Judge Rejects Newsom’s Bid to Block Trump Troop Deployment

Judge Rejects Newsom’s Bid to Block Trump Troop Deployment

District Judge Charles Breyer did not grant a request from California officials Tuesday to immediately block President Donald Trump‘s use of troops to quell violence in Los Angeles, but Breyer did set a hearing to consider the motion.

Gov. Gavin Newsom (D-CA) and California Attorney General Rob Bonta asked Breyer earlier in the day to issue a temporary restraining order blocking the president’s use of the National Guard and Marines to act as law enforcement in Los Angeles immediately, without a formal response from the Trump administration. The California officials had asked for a response by 4 p.m. Eastern, while the Justice Department asked for 24 hours to issue a response to the motion.

In a filing in the U.S. District Court for the Northern District of California just before 5 p.m., Breyer granted the Justice Department’s request for time to respond to the California officials’ motion for a temporary restraining order.

The judge’s order set a hearing for 4:30 p.m. Eastern on Thursday in his San Francisco courtroom and issued a schedule for each side to file briefings on their positions to the court.

Breyer gave the Justice Department until 2 p.m. Eastern on Wednesday to file its opposition to the motion and until noon Thursday for the Golden State officials to respond to the DOJ’s opposition.

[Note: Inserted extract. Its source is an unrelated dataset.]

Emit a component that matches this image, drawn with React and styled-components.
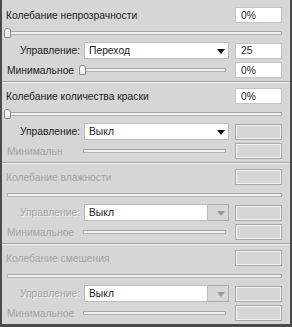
import React from "react";
import styled, { createGlobalStyle, css } from "styled-components";

const Global = createGlobalStyle`
  html, body { margin: 0; padding: 0; background: #d6d6d6; }
  body { font-family: "Liberation Sans", Arial, sans-serif; font-size: 10.3px; }
`;

const sections = [
  {
    title: "Колебание непрозрачности",
    value: "0%",
    on: true,
    control: "Переход",
    controlOn: true,
    controlValue: "25",
    minLabel: "Минимальное",
    minOn: true,
    minValue: "0%",
  },
  {
    title: "Колебание количества краски",
    value: "0%",
    on: true,
    control: "Выкл",
    controlOn: true,
    minLabel: "Минимальн",
  },
  { title: "Колебание влажности", control: "Выкл", minLabel: "Минимальное" },
  { title: "Колебание смешения", control: "Выкл", minLabel: "Минимальное" },
];

export default function App() {
  return (
    <>
      <Global />
      <Panel>
        {sections.map((s, i) => (
          <Section key={i} $last={i === sections.length - 1}>
            <TitleRow>
              <Label $off={!s.on}>{s.title}</Label>
              <Field $off={!s.on}>{s.value}</Field>
            </TitleRow>
            <SliderRow>
              <Track>{s.on && <Thumb />}</Track>
            </SliderRow>
            <ControlRow>
              <ControlLabel $off={!s.controlOn}>Управление:</ControlLabel>
              <Select $off={!s.controlOn}>
                <SelectText $off={!s.controlOn}>{s.control}</SelectText>
                <Arrow $off={!s.controlOn} />
              </Select>
              <Field $off={!s.controlValue}>{s.controlValue}</Field>
            </ControlRow>
            <MinRow>
              <MinLabel $off={!s.minOn}>{s.minLabel}</MinLabel>
              <MinSlider>
                <Track>{s.minOn && <Thumb $small />}</Track>
              </MinSlider>
              <Field $off={!s.minOn}>{s.minValue}</Field>
            </MinRow>
          </Section>
        ))}
      </Panel>
    </>
  );
}

const Panel = styled.div`
  width: 292px;
  height: 327px;
  box-sizing: border-box;
  background: #d6d6d6;
  border-left: 2px solid #4b4b4b;
  border-right: 2px solid #4b4b4b;
  border-bottom: 3px solid #4b4b4b;
  padding-top: 2px;
  display: flex;
  flex-direction: column;
`;

const Section = styled.div`
  display: flex;
  flex-direction: column;
  padding: 5px 0 3px;
  ${(p) =>
    !p.$last &&
    css`
      border-bottom: 1px solid #a2a2a2;
      box-shadow: 0 1px 0 #f2f2f2;
      margin-bottom: 1px;
    `}
`;

const offText = css`
  color: ${(p) => (p.$off ? "#a4a4a4" : "#1c1c1c")};
`;

const Label = styled.span`
  ${offText};
  white-space: nowrap;
`;

const TitleRow = styled.div`
  height: 16px;
  display: flex;
  align-items: center;
  justify-content: space-between;
  padding: 0 8px 0 4px;
`;

const Field = styled.div`
  width: 47px;
  height: 16px;
  box-sizing: border-box;
  flex: none;
  padding: 0 5px;
  display: flex;
  align-items: center;
  color: #1b1b1b;
  ${(p) =>
    p.$off
      ? css`
          background: #d6d6d6;
          border: 1px solid #a9a9a9;
          box-shadow: inset 1px 1px 0 #f4f4f4, inset -1px -1px 0 #f4f4f4;
        `
      : css`
          background: #ffffff;
          border: 1px solid #c4c4c4;
        `}
`;

const SliderRow = styled.div`
  height: 19px;
  display: flex;
  align-items: center;
  padding: 0 8px 0 5px;
`;

const Track = styled.div`
  position: relative;
  flex: 1;
  height: 4px;
  box-sizing: border-box;
  border: 1px solid #b2b2b2;
  border-top-color: #a4a4a4;
  background: #f1f1f1;
`;

const Thumb = styled.div`
  position: absolute;
  left: ${(p) => (p.$small ? "-5px" : "-4px")};
  top: -4px;
  width: 7px;
  height: 10px;
  box-sizing: border-box;
  background: linear-gradient(#ffffff, #ececec);
  border: 1px solid #8c8c8c;
  border-radius: 3px 3px 1px 1px;
`;

const ControlRow = styled.div`
  height: 17px;
  display: flex;
  align-items: center;
  padding: 0 8px 0 2px;
  margin-bottom: 3px;
`;

const ControlLabel = styled.span`
  ${offText};
  width: 76px;
  text-align: right;
  margin-right: 4px;
  ${(p) => p.$off && "text-shadow: 1px 1px 0 #ededed;"}
`;

const Select = styled.div`
  flex: 1;
  height: 17px;
  box-sizing: border-box;
  margin-right: 6px;
  display: flex;
  align-items: center;
  border: 1px solid ${(p) => (p.$off ? "#acacac" : "#bdbdbd")};
  background: ${(p) => (p.$off ? "#d6d6d6" : "#ffffff")};
`;

const SelectText = styled.div`
  flex: 1;
  height: 100%;
  box-sizing: border-box;
  display: flex;
  align-items: center;
  padding-left: 4px;
  color: #1c1c1c;
  background: #ffffff;
  ${(p) =>
    p.$off &&
    css`
      margin: -1px 0 -1px -1px;
      height: 17px;
      border: 1px solid #bcbcbc;
    `}
`;

const Arrow = styled.div`
  width: 0;
  height: 0;
  margin: 1px 3px 0 9px;
  border-left: 4px solid transparent;
  border-right: 4px solid transparent;
  border-top: 5px solid ${(p) => (p.$off ? "#9a9a9a" : "#111111")};
`;

const MinRow = styled.div`
  height: 16px;
  display: flex;
  align-items: center;
  padding: 0 8px 0 5px;
`;

const MinLabel = styled.span`
  ${offText};
  width: 76px;
  white-space: nowrap;
  overflow: hidden;
`;

const MinSlider = styled.div`
  flex: 1;
  display: flex;
  align-items: center;
  margin-right: 9px;
`;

The scheduling order means the Trump administration may continue to use the National Guard and Marines to quell violence, which has emerged in Los Angeles in recent days amid protests against immigration raids, until the hearing.

After protests turned violent against federal immigration officers conducting raids, Trump ordered the National Guard to Los Angeles over the weekend, the first time it was deployed without a governor’s consent since 1965. He sent Marines to the city on Monday for additional support in stopping the violence.

Newsom and Bonta claimed in their request for the temporary restraining order that Trump’s actions create “imminent harm to State Sovereignty, deprives the State of vital resources, escalates tensions and promotes (rather than quells) civil unrest.”

Justice Department officials said in a notice to the court filed after state officials asked for the emergency pause that the request from Newsom and Bonta was “highly unusual and indeed non-justiciable under constitutional principles.”

The request for an order temporarily blocking Trump’s usage of troops comes in a lawsuit California filed against the president on Monday, claiming his actions violate the 10th Amendment and federal law.

Trump defended his actions in the Oval Office earlier Tuesday, saying, “If we didn’t get involved, right now, Los Angeles would be burning.” He also said the National Guard would remain deployed in the city “until there’s no danger.”